Gov. Larry Hogan. You don’t get to be the second Republican re-elected governor in Maryland — and we mean ever — by accident. Governor Hogan did nearly everything right in 2018 to set himself up for his victory in November, from his masterful management of his relationship (or, rather, intentional lack thereof) with President Donald Trump to his willingness to tack to the left on taxes, health care and gun control during the General Assembly session. It probably wouldn’t have mattered whom the Democrats put up against him; Mr. Hogan ran an aggressive campaign until the last vote was counted. Whether or not he has any future in elected office once his term is done, he will go down as one of the more skilled politicians Maryland has ever seen.
The Democratic bench. Part of what made Mr. Hogan’s victory so impressive was how badly his party did otherwise on election night. Democrats won all the competitive executive races, even besting incumbent Republicans in Anne Arundel and Howard counties. The question is now not whether Democrats have a strong candidate to run for governor in 2022 but which of their impressive new leaders will rise to that occasion. The early line: Prince George’s County Executive Angela Alsobrooks, Baltimore County Executive John A. Olszewski Jr. and Howard County Executive Calvin Ball are the ones to watch. Meanwhile, a crop of young Democratic stars — from Baltimore’s Mary Washington, Cory McCray and Antonio Hayes to Annapolis’ Sarah Elfreth — is set to hit the state Senate.
Rep. Elijah Cummings. Loads of Marylanders have seen their prospects improve with the Democrats’ takeover of the House of Representatives. Rep. Steny Hoyer resumes his perch as the No. 2 official in the House, Rep. Jamie Raskin won a leadership post representing newer members of the Democratic caucus, and Rep. John Sarbanes’ longstanding efforts to push good government legislation are being rewarded in the first bill his party’s leadership will put forward next year. But unless you count Nancy Pelosi as a once-and-always Baltimorean, the Marylander who’s the biggest winner in the House takeover is Rep. Elijah Cummings. The Baltimore Democrat has been doing yeoman’s work as the ranking minority member of the House Committee on Government Oversight during the Trump years.
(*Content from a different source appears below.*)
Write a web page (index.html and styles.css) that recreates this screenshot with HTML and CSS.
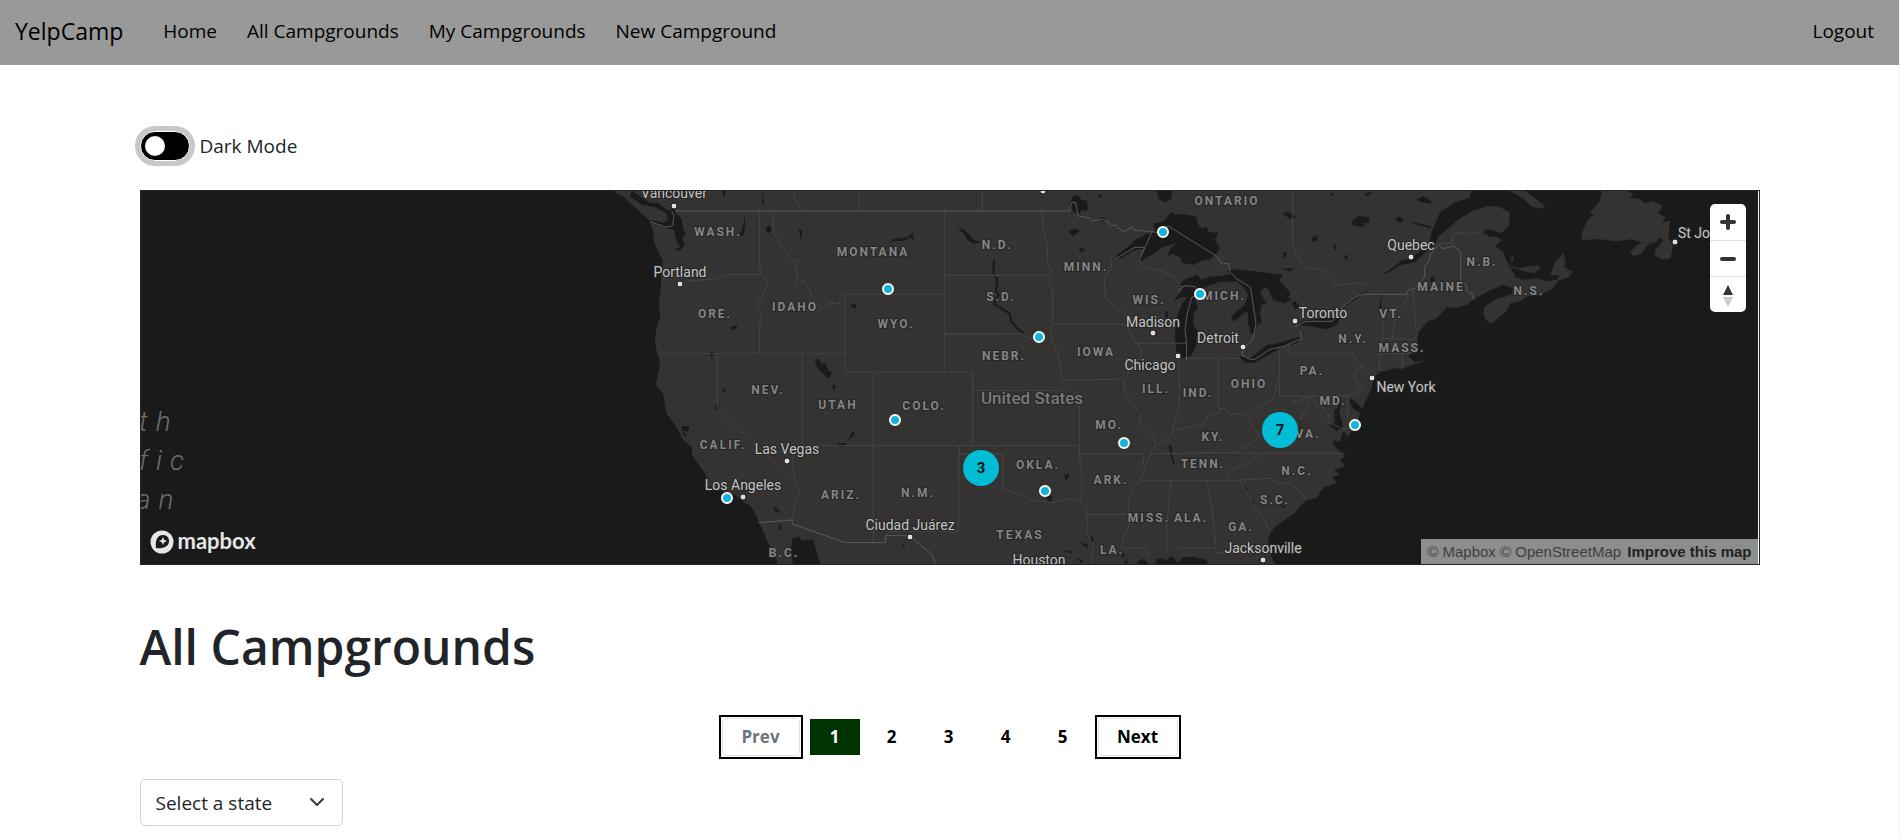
FILE: index.html
```html
<!DOCTYPE html>
<html lang="en">
<head>
<meta charset="utf-8">
<title>YelpCamp</title>
<link rel="stylesheet" href="styles.css">
</head>
<body>
<nav class="navbar">
  <a class="brand" href="#">YelpCamp</a>
  <a class="nav-link" href="#">Home</a>
  <a class="nav-link" href="#">All Campgrounds</a>
  <a class="nav-link" href="#">My Campgrounds</a>
  <a class="nav-link" href="#">New Campground</a>
  <a class="nav-link logout" href="#">Logout</a>
</nav>
<main class="container">
  <div class="mode">
    <input class="switch" type="checkbox" id="dark-mode">
    <label for="dark-mode">Dark Mode</label>
  </div>

  <section class="map" aria-label="Campground map">
    <svg class="map-canvas" width="1620" height="375" viewBox="140 190 1620 375">
      <!-- land -->
      <g class="land">
        <path d="M613 190L617 194L624 197L630 203L638 210L650 221L651 226L653 231L654 242L660 256L663 260L661 275L661 288L659 302L660 318L656 330L655 342L657 353L660 361L659 370L656 382L657 387L663 393L665 405L666 413L673 422L680 433L683 440L692 447L692 455L699 465L706 475L707 487L715 487L725 492L734 494L743 502L750 505L755 513L758 520L764 533L768 543L774 552L778 565H1275L1270 553L1268 540L1271 531L1278 525L1286 519L1295 513L1301 505L1307 500L1317 498L1321 491L1325 487L1337 483L1332 477L1340 475L1334 470L1345 466L1340 460L1346 455L1342 447L1345 440L1350 433L1357 427L1360 413L1352 408L1349 398L1356 402L1362 409L1367 398L1372 387L1373 380L1377 374L1390 371L1404 368L1427 360L1415 362L1408 356L1417 350L1418 333L1427 322L1437 318L1447 307L1456 308L1467 305L1472 300L1487 292L1507 283L1515 275L1510 268L1503 252L1495 246L1502 240L1490 234L1483 230L1500 234L1509 226L1510 213L1500 207L1488 206L1472 211L1458 220L1440 235L1429 244L1431 234L1440 212L1456 202L1469 198L1472 190Z"/>
        <g transform="translate(1400 180) scale(.3333)">
          <path d="M305 305L325 285L345 290L370 300L410 295L440 304L475 298L468 315L450 330L420 345L380 350L365 362L330 370L318 395L275 430L262 424L250 405L253 380L290 357L335 343L340 325L310 315ZM490 220L497 245L492 262L518 275L505 292L470 304L478 285L450 287L465 245ZM336 224L342 240L330 246L334 258L355 264L418 256L420 264L402 280L372 274L330 260ZM325 32H375L400 50L436 78L430 86L395 80L370 55ZM605 32L600 60L590 75L570 98L580 106L565 118L545 160L546 180L600 178L650 184L695 178L725 187L705 200L690 218L700 228L725 222L738 200L752 190L770 186L775 172L790 180L764 212L765 228L790 240L812 235L820 190L805 175L810 122L785 128L797 112L775 100L788 78L760 62L735 70L720 58L690 52L700 42L680 32Z"/>
        </g>
      </g>
      <!-- lakes, rivers and gulfs -->
      <g class="water">
        <path transform="translate(600 180) scale(.3333)" d="M580 1155L572 1110L578 1075L600 1070L605 1082L640 1078L650 1118L662 1155ZM95 32L130 56L150 68L175 70L205 92L222 80L230 105L245 115L250 150L256 158L247 175L254 195L240 212L222 208L240 200L228 180L222 150L200 145L155 130L150 120L190 128L205 118L200 100L165 82L125 74L90 50ZM368 35L378 32L370 58ZM485 32L494 76L487 70ZM498 140L510 135L515 150L508 160L498 156ZM596 150L608 152L603 180ZM434 108L436 140L430 168L416 164L428 145ZM866 190L880 178L925 172L938 157L942 184L932 172L915 182L880 184ZM1072 148L1090 148L1112 166L1120 180L1144 186L1122 191L1102 180L1090 158ZM645 542L655 535L665 552L678 548L684 570L697 578L683 596L660 572L650 560ZM696 614L708 616L702 632ZM365 620L378 630L374 643ZM330 515L340 516L336 536ZM346 675L356 676L354 692L346 690ZM392 442L410 434L410 446L395 450ZM755 368L770 376L766 386L754 380ZM245 738L268 738L264 755L250 752L262 770L252 768L246 750ZM520 978L540 992L542 1000L525 994ZM532 1025L548 1048L540 1050ZM712 790L738 790L760 752L764 764L740 785L732 800L714 798ZM905 1088L917 1103L910 1105Z"/>
        <path transform="translate(900 180) scale(.3333)" d="M645 238L655 222L690 195L705 180L745 160L765 155L760 130L790 125L815 95L825 105L850 102L890 110L892 130L905 145L920 140L925 155L955 160L945 180L960 205L950 222L930 238L905 243L880 255L845 248L840 230L815 222L800 236L812 205L830 190L790 200L760 222L720 245L714 238L738 205L700 212L665 235ZM820 365L850 325L835 325L850 300L890 285L905 300L930 290L985 285L1010 290L1008 305L960 305L925 318L900 330L885 350L893 385L882 400L880 430L892 455L888 500L875 525L850 540L830 520L825 470L828 420L845 375L862 350L842 352ZM980 272L1000 268L1050 272L1100 278L1150 285L1138 300L1172 340L1165 350L1175 360L1150 370L1120 360L1105 330L1092 320L1080 340L1100 368L1085 375L1080 400L1085 425L1068 440L1066 460L1052 462L1048 440L1042 425L1045 395L1030 400L1005 425L992 415L1008 395L1032 378L1045 345L1030 320L1005 300ZM1015 528L1050 535L1075 515L1100 495L1140 488L1180 475L1205 470L1190 490L1150 500L1100 528L1060 550L1035 548ZM508 75L518 48L535 45L545 60L560 62L565 85L555 95L545 88L540 102L520 95ZM505 155L525 145L540 152L520 168ZM590 44L605 44L605 56ZM770 32H815L815 55L795 68L775 55ZM534 202L555 208L545 220ZM796 392L804 395L803 415L796 412ZM590 120L610 112L622 122L605 124ZM806 795L815 798L816 825L825 850L818 852L812 825ZM485 890L508 880L505 888L496 905L495 890ZM440 940L458 952L452 968L442 960ZM540 1085L565 1095L560 1105ZM570 1070L580 1072L578 1098ZM488 1110L520 1115L510 1120ZM530 1135L548 1140L545 1150ZM712 1155L715 1142L732 1136L748 1155ZM764 1155L770 1138L790 1134L796 1144L815 1128L835 1148L850 1132L880 1130L920 1140L925 1155ZM662 1125L675 1122L672 1135ZM672 1150L678 1136L686 1150ZM710 700L721 694L712 708Z"/>
        <path class="river" transform="translate(900 180) scale(.3333)" d="M282 242L280 280L292 300L288 330L296 345L282 372L300 382L328 400L335 425L352 445L370 460"/>
        <path transform="translate(1200 180) scale(.3333)" d="M292 430L320 420L370 415L425 408L410 435L380 448L340 440L305 436ZM275 370L285 362L300 380L285 388ZM248 100L265 96L290 112L270 118ZM455 125L475 108L510 112L505 130L490 126L495 140L460 138ZM585 115L600 110L612 122L600 130ZM650 58L670 48L690 60L698 72L660 66ZM635 125L690 138L695 146L645 133ZM335 175L350 165L352 180L340 186ZM398 190L410 198L405 214ZM430 232L442 222L444 242ZM250 215L262 220L255 236L250 228ZM242 266L285 264L270 274ZM390 40L400 38L397 50ZM494 40L518 36L500 50ZM548 282L580 262L608 240L630 238L700 180L720 160L706 190L645 246L600 256L565 278ZM420 385L465 352L518 322L490 342L440 375ZM542 342L550 344L546 400L552 412L543 412L538 385ZM412 655L424 650L418 700L430 740L410 752L385 735L405 728L402 690L415 685ZM400 780L420 785L430 755L440 762L436 830L400 795ZM845 155L865 148L900 158L900 172L870 170ZM130 915L145 930L135 935ZM150 955L165 965L160 975ZM232 968L255 978L250 985ZM528 576L560 572L600 562L590 572L550 580ZM690 290L704 290L704 306L692 306Z"/>
      </g>
      <!-- state lines -->
      <g class="borders">
        <path transform="translate(600 180) scale(.3333)" d="M479 94V262L484 282L503 305L495 330L470 382L478 392L484 420L479 436V520M484 283H390L340 298L270 302L250 312M520 94V160L536 178L535 192L552 205L577 240L594 242L587 270L593 282L588 310L598 312L610 300L630 330L636 350L660 385L690 370L718 372L720 358L735 370M172 520H735M735 343H1033M735 343V577H1118M1033 94V577M1033 286H1200M1033 462H1200M352 520V690L583 898M583 898L578 830V797M607 520V797H1200M820 577V1088M1118 577V797M1078 797V822H1200M1078 797L1075 1054H858M583 898L602 940L588 955L577 1020M583 32V55L605 92M778 32V92M1147 32V92"/>
        <path transform="translate(900 180) scale(.3333)" d="M247 32V92M425 94L430 150L440 190L444 250L455 275L442 300L458 330V433M134 286H450M134 462H365L385 475L440 478L460 490L455 465L450 440L458 433H680M460 490L475 525L485 590L500 615L525 640L538 655V797M490 600L660 598L670 605M635 240V265L612 290L616 355L650 385L680 405L685 433L690 460L710 490L725 510L720 535L695 555L685 580L672 605L675 640L715 695L720 730L760 765L768 795L752 822L740 850L720 900L700 930L685 965V1000L690 1030L668 1080L665 1105H740L742 1125M720 245L730 260L790 275L825 290L838 320L858 318M710 490H860M838 535V680L822 735M840 535H1018M955 535V685L975 685L990 705L1025 700L1048 712L1068 690L1090 675L1120 655L1135 600M1048 712L1055 740L1080 765L1040 800L1010 817M822 752L850 745L885 735L905 740L925 705L955 700L960 685M822 735L815 765L790 785L768 795M752 822L1010 817M538 797V822H730V850H715M538 822L545 880V970L560 980L558 1003H688M560 1003L562 1060L580 1095L575 1150M218 577V797M218 632H480M218 797H538M180 822H308V925L350 940L390 960L430 965L460 968L510 955L545 970M720 902H1020M813 902L800 1040V1120M922 902L940 1020L948 1105M835 1105H948M948 1118L1080 1120M975 895L990 875L1050 845L1088 820M1020 902L1040 935L1070 990L1095 1020L1105 1050L1120 1055"/>
        <path transform="translate(1200 180) scale(.3333)" d="M278 32V190L285 215L315 262L370 270L395 295L400 312L430 315L465 308L500 315M268 492V520H460L472 545L485 558L465 580L465 600L488 625L465 640L445 648H238M238 505V648M282 648V672L300 660L325 650L345 665L375 690L390 710L380 725L425 745L450 745M300 720L330 665M443 648V715M485 558L528 580M546 344L548 470L538 520V575M548 475L640 478L655 465M538 520H608V570M608 520L640 518M625 345L612 370L588 385L578 475M640 330L645 440L655 455M0 817L187 820H435M118 900L215 895L228 910H275L322 960M720 190L755 190L760 160L800 158L800 165L850 152"/>
      </g>
      <!-- country lines -->
      <g class="frontier">
        <path transform="translate(600 180) scale(.3333)" d="M225 93H1410M150 125L200 142L218 137L222 105L214 92M475 1028L577 1020V1032L735 1088H857V1067H928L998 1125L1005 1152"/>
        <path transform="translate(900 180) scale(.3333)" d="M510 92L514 68H527L535 108L570 115L575 123L610 118L625 125L632 140L645 135L668 155L698 142L702 150L770 157L805 138L952 230L965 252L985 250L990 275L1008 295L1052 322L1068 430L1060 475L1048 490L1030 500L1026 525L1050 538L1065 538L1110 508L1150 500L1205 475L1200 452M645 238L705 202H735L755 158M735 202L716 245M835 330L855 317L885 320L900 345L875 352L862 400L855 450L860 490V540"/>
        <path transform="translate(1200 180) scale(.3333)" d="M285 438L320 424H398L430 378L468 350L490 343H620L625 330L645 325L675 290L674 260L688 240L690 225L717 194L728 206L762 198L782 216V300L798 315L802 335L815 340L822 360"/>
      </g>

      <g class="state">
        <text x="718" y="236">WASH.</text><text x="873" y="256">MONTANA</text><text x="715" y="318">ORE.</text>
        <text x="795" y="311">IDAHO</text><text x="896" y="328">WYO.</text><text x="768" y="394">NEV.</text>
        <text x="838" y="409">UTAH</text><text x="924" y="410">COLO.</text><text x="723" y="449">CALIF.</text>
        <text x="841" y="499">ARIZ.</text><text x="918" y="497">N.M.</text><text x="784" y="557">B.C.</text>
        <text x="997" y="249">N.D.</text><text x="1001" y="301">S.D.</text><text x="1086" y="271">MINN.</text>
        <text x="1004" y="360">NEBR.</text><text x="1096" y="356">IOWA</text><text x="1149" y="304">WIS.</text>
        <text x="1224" y="300">MICH.</text><text x="1227" y="205">ONTARIO</text><text x="1156" y="393">ILL.</text>
        <text x="1198" y="397">IND.</text><text x="1249" y="388">OHIO</text><text x="1109" y="429">MO.</text>
        <text x="1213" y="441">KY.</text><text x="1203" y="468">TENN.</text><text x="1038" y="469">OKLA.</text>
        <text x="1111" y="484">ARK.</text><text x="1149" y="522">MISS.</text><text x="1191" y="522">ALA.</text>
        <text x="1020" y="539">TEXAS</text><text x="1112" y="554">LA.</text><text x="1241" y="531">GA.</text>
        <text x="1275" y="504">S.C.</text><text x="1297" y="475">N.C.</text><text x="1308" y="438">VA.</text>
        <text x="1333" y="405">MD.</text><text x="1312" y="375">PA.</text><text x="1353" y="343">N.Y.</text>
        <text x="1402" y="352">MASS.</text><text x="1391" y="318">VT.</text><text x="1441" y="291">MAINE</text>
        <text x="1482" y="266">N.B.</text><text x="1529" y="295">N.S.</text>
      </g>
      <text class="country" x="1032" y="404">United States</text>
      <g class="marine">
        <text x="139" y="431">th</text><text x="139" y="470">fic</text><text x="136" y="509">an</text>
      </g>
      <g class="city">
        <text x="674" y="198">Vancouver</text><text x="680" y="277">Portland</text><text x="787" y="454">Las Vegas</text>
        <text x="743" y="490">Los Angeles</text><text x="910" y="530">Ciudad Juárez</text><text x="1153" y="327">Madison</text>
        <text x="1150" y="370">Chicago</text><text x="1218" y="343">Detroit</text><text x="1323" y="318">Toronto</text>
        <text x="1411" y="250">Quebec</text><text x="1406" y="392">New York</text><text x="1263" y="553">Jacksonville</text>
        <text x="1039" y="565">Houston</text><text x="1706" y="238">St John’s</text>
      </g>
      <g class="city-dot">
        <circle cx="674" cy="206" r="3"/><circle cx="680" cy="284" r="3"/><circle cx="787" cy="461" r="3"/>
        <circle cx="743" cy="497" r="3"/><circle cx="910" cy="537" r="3"/><circle cx="1153" cy="333" r="3"/>
        <circle cx="1178" cy="356" r="3"/><circle cx="1243" cy="347" r="3"/><circle cx="1295" cy="321" r="3"/>
        <circle cx="1411" cy="257" r="3"/><circle cx="1372" cy="378" r="3"/><circle cx="1263" cy="560" r="3"/>
        <circle cx="1675" cy="242" r="3"/><circle cx="1043" cy="191" r="3"/>
      </g>
      <g class="camp">
        <circle cx="888" cy="289" r="5"/><circle cx="895" cy="420" r="5"/><circle cx="727" cy="498" r="5"/>
        <circle cx="1163" cy="232" r="5"/><circle cx="1200" cy="294" r="5"/><circle cx="1039" cy="337" r="5"/>
        <circle cx="1124" cy="443" r="5"/><circle cx="1045" cy="491" r="5"/><circle cx="1355" cy="425" r="5"/>
      </g>
      <g class="cluster">
        <circle cx="981" cy="468" r="18"/><circle cx="1280" cy="430" r="18"/>
        <text x="981" y="473">3</text><text x="1280" y="435">7</text>
      </g>
    </svg>
    <a class="map-logo" href="#" aria-label="Mapbox">
      <svg width="24" height="24" viewBox="0 0 24 24">
        <circle cx="12" cy="12" r="11.500" fill="#e6e6e6"/>
        <path d="M6 18C5 11 7 5 13 5C17 5 19 8 19 11C19 17 12 19 6 18Z" fill="#1a1b1a"/>
        <path d="M13 7L14.200 9.800L17 11L14.200 12.200L13 15L11.800 12.200L9 11L11.800 9.800Z" fill="#e6e6e6"/>
      </svg>
      <span>mapbox</span>
    </a>
    <div class="map-controls">
      <button type="button" aria-label="Zoom in"><svg width="36" height="36" viewBox="0 0 36 36"><path class="sign" d="M12 18H24M18 12V24"/></svg></button>
      <button type="button" aria-label="Zoom out"><svg width="36" height="36" viewBox="0 0 36 36"><path class="sign" d="M12 18H24"/></svg></button>
      <button type="button" aria-label="Reset bearing to north"><svg width="36" height="36" viewBox="0 0 36 36"><path d="M13 18L18 8L23 18Z" fill="#333"/><path d="M13 20L18 30L23 20Z" fill="#ccc"/></svg></button>
    </div>
    <div class="attribution">
      <a href="#">© Mapbox</a> <a href="#">© OpenStreetMap</a> <a class="improve" href="#">Improve this map</a>
    </div>
  </section>

  <h1>All Campgrounds</h1>

  <nav class="pages" aria-label="Pages">
    <button class="step" type="button" disabled><span>Prev</span></button>
    <button class="page current" type="button">1</button>
    <button class="page" type="button">2</button>
    <button class="page" type="button">3</button>
    <button class="page" type="button">4</button>
    <button class="page" type="button">5</button>
    <button class="step next" type="button"><span>Next</span></button>
  </nav>

  <div class="state-select">
    <select aria-label="State"><option>Select a state</option></select>
    <svg class="chevron" width="16" height="16" viewBox="0 0 16 16"><path d="M2 5L8 11L14 5"/></svg>
  </div>
</main>
</body>
</html>
```
FILE: styles.css
```css
* {
  box-sizing: border-box;
}

body {
  margin: 0;
  border-right: 1px solid #f0f0f0;
  background: #fff;
  color: #212529;
  font-family: "Open Sans", "Noto Sans", sans-serif;
  font-size: 19px;
  line-height: 30px;
}

a {
  color: inherit;
  text-decoration: none;
}

button,
select {
  font: inherit;
  color: inherit;
}

.navbar {
  display: flex;
  align-items: center;
  gap: 30px;
  height: 65px;
  padding: 0 25px 4px 15px;
  background: #999;
  color: #000;
}

.brand {
  margin-right: 10px;
  font-size: 23px;
}

.logout {
  margin-left: auto;
}

.container {
  max-width: 1650px;
  margin: 0 auto;
  padding: 66px 15px 10px;
}

.mode {
  display: flex;
  align-items: center;
  gap: 10px;
  height: 30px;
  margin-bottom: 29px;
}

.switch {
  appearance: none;
  width: 50px;
  height: 30px;
  margin: 0;
  padding: 4px;
  border: 1px solid #fff;
  border-radius: 15px;
  background: #000;
  box-shadow: 0 0 0 5px #c8c8c8;
}

.switch::before {
  content: "";
  display: block;
  width: 20px;
  height: 20px;
  border-radius: 50%;
  background: #fff;
}

.switch:checked::before {
  margin-left: auto;
}

.map {
  position: relative;
  height: 375px;
  overflow: hidden;
  border: 1px solid #212529;
  background: #191a1a;
  box-shadow: inset -1px 0 #fff;
}

.map-canvas {
  position: absolute;
  top: -1px;
  left: calc(50% - 810px);
  font-family: Roboto, sans-serif;
}

.land {
  fill: #343332;
}

.water {
  fill: #191a1a;
}

.river {
  fill: none;
  stroke: #191a1a;
  stroke-width: 6;
}

.borders,
.frontier {
  fill: none;
  stroke: #454443;
  stroke-width: 3;
}

.frontier {
  stroke: #5c5b5a;
}

.state,
.country,
.city {
  text-anchor: middle;
  paint-order: stroke;
  stroke: #252525;
  stroke-width: 2px;
  stroke-linejoin: round;
}

.state {
  fill: #858585;
  font-size: 12px;
  font-weight: 700;
  letter-spacing: 2px;
}

.country {
  fill: #7a7a7a;
  font-size: 17px;
  font-weight: 500;
}

.marine {
  fill: #6e6e6e;
  font-size: 28px;
  font-style: italic;
  font-weight: 300;
  letter-spacing: 8px;
}

.city {
  fill: #c4c4c4;
  font-size: 14px;
}

.city-dot {
  fill: #dedede;
  stroke: #191a1a;
}

.camp {
  fill: #11b4da;
  stroke: #fff;
  stroke-width: 2;
}

.cluster {
  fill: #00bcd4;
}

.cluster text {
  fill: #111;
  font-size: 15px;
  font-weight: 700;
  text-anchor: middle;
}

.map-logo {
  position: absolute;
  bottom: 9px;
  left: 9px;
  display: flex;
  align-items: center;
  gap: 4px;
  color: #e6e6e6;
  font: 700 22px/24px Lato, sans-serif;
}

.map-logo span {
  padding-bottom: 2px;
}

.map-controls {
  position: absolute;
  top: 13px;
  right: 13px;
  display: flex;
  flex-direction: column;
  overflow: hidden;
  border-radius: 5px;
  background: #fff;
}

.map-controls button {
  width: 36px;
  height: 36px;
  padding: 0;
  border: 0;
  background: none;
}

.map-controls button + button {
  border-top: 1px solid #ddd;
}

.map-controls svg {
  display: block;
}

.sign {
  fill: none;
  stroke: #333;
  stroke-width: 4;
  stroke-linecap: round;
}

.attribution {
  position: absolute;
  right: 1px;
  bottom: 0;
  padding: 0 6px;
  background: rgba(255, 255, 255, 0.5);
  color: #404040;
  font: 15px/25px "Liberation Sans", Arial, sans-serif;
}

.improve {
  margin-left: 2px;
  color: #222;
  font-weight: 700;
}

h1 {
  margin: 49px 0 36px;
  font-size: 48px;
  font-weight: 600;
  line-height: 65px;
}

.pages {
  display: flex;
  justify-content: center;
  align-items: center;
  gap: 7px;
  color: #000;
  font-size: 17px;
  font-weight: 700;
}

.page {
  width: 50px;
  height: 36px;
  padding: 0;
  border: 0;
  background: none;
}

.current {
  background: #030;
  color: #fff;
}

.step {
  width: 84px;
  height: 44px;
  padding: 1px;
  border: 2px solid #000;
  background: #fff;
}

.step span {
  display: grid;
  place-items: center;
  height: 38px;
  border: 1px solid #dee2e6;
  border-radius: 5px;
}

.step:disabled {
  color: #6c757d;
}

.next {
  width: 86px;
}

.state-select {
  position: relative;
  width: 203px;
  margin-top: 20px;
}

.state-select select {
  appearance: none;
  display: block;
  width: 100%;
  height: 47px;
  padding: 0 45px 0 15px;
  border: 1px solid #ced4da;
  border-radius: 5px;
  background: #fff;
}

.chevron {
  position: absolute;
  top: 15px;
  right: 18px;
  fill: none;
  stroke: #343a40;
  stroke-width: 2;
  stroke-linecap: round;
  stroke-linejoin: round;
  pointer-events: none;
}
```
Now that he'll be setting the agenda and issuing the subpoenas — look out.
Bipartisanship. Governor Hogan and the Democrats who control the General Assembly could have spent the spring picking fights and jockeying for advantage before the fall elections. Instead, they worked together on an ambitious effort to preserve Maryland’s Affordable Care Act health insurance exchange and crafted a response to the unintended consequences of the Trump tax cuts that will allow the state to start setting aside funds for an expansion in education spending starting next year.
Ben Jealous. Establishment Democrats are questioning whether a different nominee might have beaten Governor Hogan, and various missteps on the campaign trail bolster their argument. We think a lot of the Monday morning quarterbacking is a little unfair, but it will certainly be hard for him to make a comeback — or for another insurgent candidate to get the party’s nomination in the future.
The Republican bench. The losses by county executives Steve Schuh in Anne Arundel and Allan Kittleman in Howard dealt a real blow to the GOP's hopes to hold onto the governor’s mansion after Governor Hogan’s second term. That leaves Harford County Executive Barry Glassman, a genial leader without much of a presence outside his own county, and Lt. Gov. Boyd Rutherford, a solid government professional but not exactly an electric presence on the campaign trail.
Senate President Thomas V. Mike Miller. Far be it from us to suggest he’s losing his iron grip on the Senate, but he’s certainly going to be less comfortable. Two of his four standing committee chairs lost in primaries — Thomas M. “Mac” Middleton and Joan Carter Conway — as did his No. 2, Nathaniel McFadden. A third, Ed Kasemeyer, retired, as did close allies John Astle and Ed Degrange. Another of his allies, Sen. Katherine Klausmeier, held on in a tight race, but only by aggressively distancing herself from him.